I feel the results of this Gallup poll deep in my bones. Work has taken an enormous psychological toll on me and others.

I’ve asked myself many questions over the years:

Is there something wrong with me? Aren’t I supposed to have bought into our modern work world? Why have I been so dissatisfied with my professional life? Shouldn’t I have more patience in bad situations?

This publication is an exploration of the shadows of work culture and history. How did we get to be this way, and how can we improve?

I don’t promise answers. I don’t give advice. I’m not here to blame anyone. I’ve made my own choices, and I must live with them.

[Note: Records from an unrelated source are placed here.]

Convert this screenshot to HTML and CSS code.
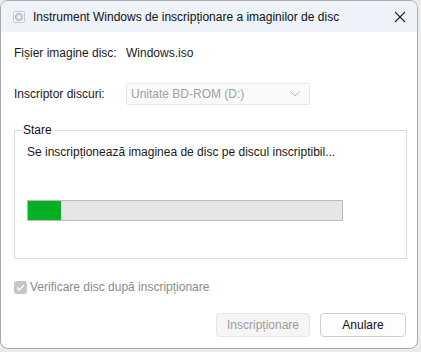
FILE: index.html
```html
<!DOCTYPE html>
<html lang="ro">

<head>
    <meta charset="UTF-8">
    <title>Instrument Windows de inscripționare a imaginilor de disc</title>
    <link rel="stylesheet" href="styles.css">
</head>

<body>
    <div class="window">
        <!-- Title bar -->
        <div class="titlebar">
            <svg class="app-icon" width="12" height="12" viewBox="0 0 12 12">
                <rect x="0.5" y="0.5" width="11" height="11" rx="1" fill="#f4f4f4" stroke="#c8c8c8"/>
                <circle cx="6" cy="6" r="3.6" fill="#d6dbe0" stroke="#9aa3ad" stroke-width="0.8"/>
                <circle cx="6" cy="6" r="1" fill="#fff"/>
            </svg>
            <span class="title">Instrument Windows de inscripționare a imaginilor de disc</span>
            <svg class="close" width="12" height="12" viewBox="0 0 12 12">
                <path d="M1 1 L11 11 M11 1 L1 11" stroke="#222" stroke-width="1.1" fill="none"/>
            </svg>
        </div>

        <div class="content">
            <div class="row row-file">
                <span class="label">Fișier imagine disc:</span>
                <span class="value">Windows.iso</span>
            </div>

            <div class="row row-drive">
                <span class="label">Inscriptor discuri:</span>
                <div class="select">
                    <span>Unitate BD-ROM (D:)</span>
                    <svg width="10" height="6" viewBox="0 0 10 6">
                        <path d="M0.5 0.5 L5 5 L9.5 0.5" stroke="#b4b4b4" stroke-width="1" fill="none"/>
                    </svg>
                </div>
            </div>

            <fieldset class="status">
                <legend>Stare</legend>
                <p class="status-text">Se inscripționează imaginea de disc pe discul inscriptibil...</p>
                <div class="progress">
                    <div class="progress-fill" style="width: 10.5%"></div>
                </div>
            </fieldset>

            <label class="verify">
                <span class="checkbox">
                    <svg width="9" height="7" viewBox="0 0 9 7">
                        <path d="M1 3.5 L3.4 6 L8 1" stroke="#fff" stroke-width="1.2" fill="none"/>
                    </svg>
                </span>
                Verificare disc după inscripționare
            </label>

            <div class="buttons">
                <button class="btn btn-disabled">Inscripționare</button>
                <button class="btn">Anulare</button>
            </div>
        </div>
    </div>
</body>

</html>
```

FILE: styles.css
```css
/* Reset */
* {
    margin: 0;
    padding: 0;
    box-sizing: border-box;
}

body {
    font-family: "Segoe UI", "Liberation Sans", Arial, sans-serif;
    font-size: 12px;
    color: #1a1a1a;
    background-color: #ececec;
    width: 421px;
    height: 352px;
    overflow: hidden;
}

/* Dialog window */
.window {
    width: 418px;
    height: 349px;
    background-color: #fff;
    border: 1px solid #a9a9a9;
    border-radius: 8px;
    overflow: hidden;
    display: flex;
    flex-direction: column;
}

.titlebar {
    height: 31px;
    background-color: #eef2f9;
    display: flex;
    align-items: center;
    padding-left: 12px;
    padding-right: 9px;
}

.app-icon {
    margin-right: 8px;
}

.title {
    flex: 1;
    color: #111;
}

.close {
    margin-right: 2px;
}

/* Main content */
.content {
    padding: 0 11px 0 13px;
    display: flex;
    flex-direction: column;
}

.row {
    display: flex;
    align-items: center;
}

.row-file {
    margin-top: 13px;
    height: 16px;
}

.row-drive {
    margin-top: 22px;
}

.label {
    width: 112px;
}

.select {
    width: 184px;
    height: 22px;
    border: 1px solid #e6e6e6;
    border-radius: 2px;
    background-color: #fafafa;
    color: #a0a0a0;
    display: flex;
    align-items: center;
    justify-content: space-between;
    padding: 0 9px 0 4px;
}

/* Status group */
.status {
    margin-top: 18px;
    width: 393px;
    height: 136px;
    border: 1px solid #dcdcdc;
    padding: 0 12px 0 12px;
}

.status legend {
    margin-left: -5px;
    padding: 0 1px;
    color: #111;
}

.status-text {
    margin-top: 8px;
}

.progress {
    margin-top: 41px;
    width: 316px;
    height: 21px;
    background-color: #e6e6e6;
    border: 1px solid #bcbcbc;
}

.progress-fill {
    height: 100%;
    background-color: #06b025;
}

/* Checkbox */
.verify {
    margin-top: 21px;
    display: flex;
    align-items: center;
    color: #8a8a8a;
}

.checkbox {
    width: 13px;
    height: 13px;
    border-radius: 3px;
    background-color: #c6c6c6;
    display: flex;
    align-items: center;
    justify-content: center;
    margin-right: 3px;
}

/* Buttons */
.buttons {
    margin-top: 19px;
    display: flex;
    justify-content: flex-end;
    gap: 10px;
}

.btn {
    font-family: inherit;
    font-size: 12px;
    height: 24px;
    width: 86px;
    border: 1px solid #d0d0d0;
    border-radius: 4px;
    background-color: #fdfdfd;
    color: #111;
}

.btn-disabled {
    width: 94px;
    background-color: #f5f5f5;
    border-color: #e5e5e5;
    color: #9d9d9d;
}
```
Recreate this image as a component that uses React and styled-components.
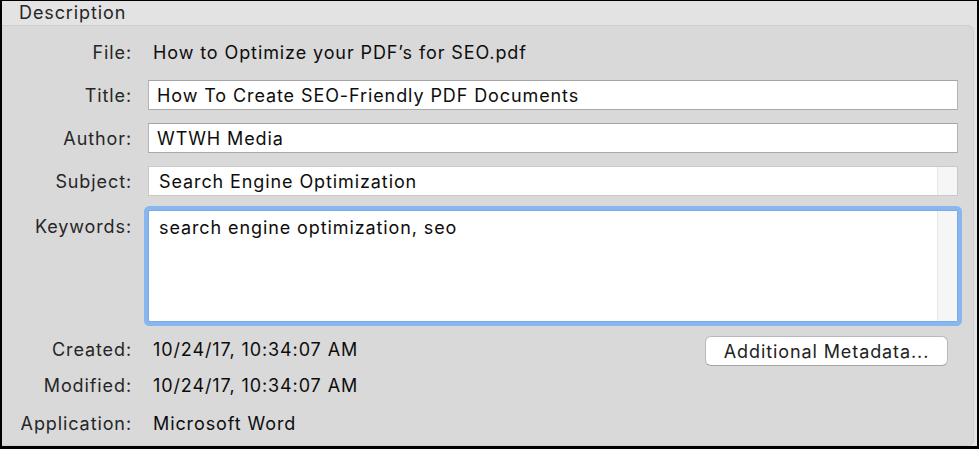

We can only create change in the working world if we understand what we are trying to change and what we are trying to achieve. I can’t do that alone, and neither can you. We are in this together, and it’s only with each other that we can overcome generational paradigms that stifle creativity and emotionally drain us.

I’ll start with what I know: my experiences, from the first work until the most recent. I’ll outline the highs, the lows, and everything in between. Interspersed with these experiences, I’ll try to look at work more broadly, analyzing the study of human’s relationship with work throughout the years.

But this is just a start. More than anything, I want to explore how other people experience their working lives. Whether they love what they do, hate what they do, or are mainly ambivalent, I want to understand how people view their work and its relationship to their self-image.